Ga naar de inhoud

De ontbinding onder de WWZ

Onder het nieuwe arbeidsrecht zijn er (onder meer) twee belangrijke wijzigingen in ons ontslagrecht, waar vooral werkgevers rekening mee moeten houden. Voor bepaalde ontslaggronden moet men voor het aanvragen van een vergunning naar het UWV en voor andere gronden moet een ontbindingsverzoek bij de kantonrechter worden ingediend. En dan moet de aangevoerde grond op zichzelf de ontbinding kunnen “dragen”.

Een werkgever legt zowel een verstoorde arbeidsrelatie  als disfunctioneren aan het ontbindingsverzoek ten grondslag. De kantonrechter stelt vast dat de werkgever niet een duidelijk onderscheid heeft gemaakt tussen de verschillende gronden.

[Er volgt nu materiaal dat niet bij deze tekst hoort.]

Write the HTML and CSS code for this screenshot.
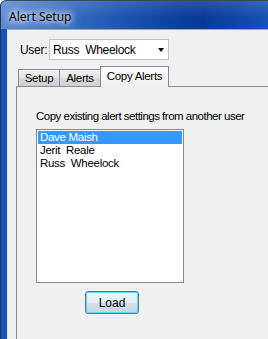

Ter onderbouwing van de gronden wordt ook hetzelfde feitencomplex aangevoerd.

Verschillende ontslagredenen die elk op zich onvoldoende zijn voor ontslag, kunnen niet bij elkaar worden “opgeteld” om tot een “voldoende grond” te komen.

Uit de door de werkgever ingediende stukken blijkt niet dat sprake is van een duurzaam verstoorde arbeidsrelatie waardoor van de werkgever niet gevergd kan worden de arbeidsrelatie voort te zetten. Als daarvan al sprake zou zijn, dan heeft de werkgever, aldus de kantonrechter, onvoldoende inspanningen verricht om de relatie te herstellen.

Er is ook niet komen vast te staan dat de werknemer disfunctioneert en werkgever heeft niet onderbouwd dat zij werkneemster voldoende in de gelegenheid heeft gesteld haar functioneren te verbeteren.

De kantonrechter wijst het verzoek af.

Er dient gekozen te worden voor een grond, die op zichzelf voldoende voldragen moet zijn om tot een ontbinding van de arbeidsovereenkomst te kunnen leiden.

Noot Richard Pril: op zichzelf denk ik dat het heel goed mogelijk is om een zogenaamde primaire en een subsidiaire grond aan een verzoek ten grondslag te leggen, maar beide gronden dienen dan wel afzonderlijk te worden onderbouwd. Bij afwijzing van de ene grond, zou de andere grond nog soelaas kunnen bieden. In ieder geval is niet voldoende dat er twee “bijna-gronden” worden aangevoerd, die vervolgens bij elkaar worden geveegd. Dat zal dus niet goed gaan voor de werkgever.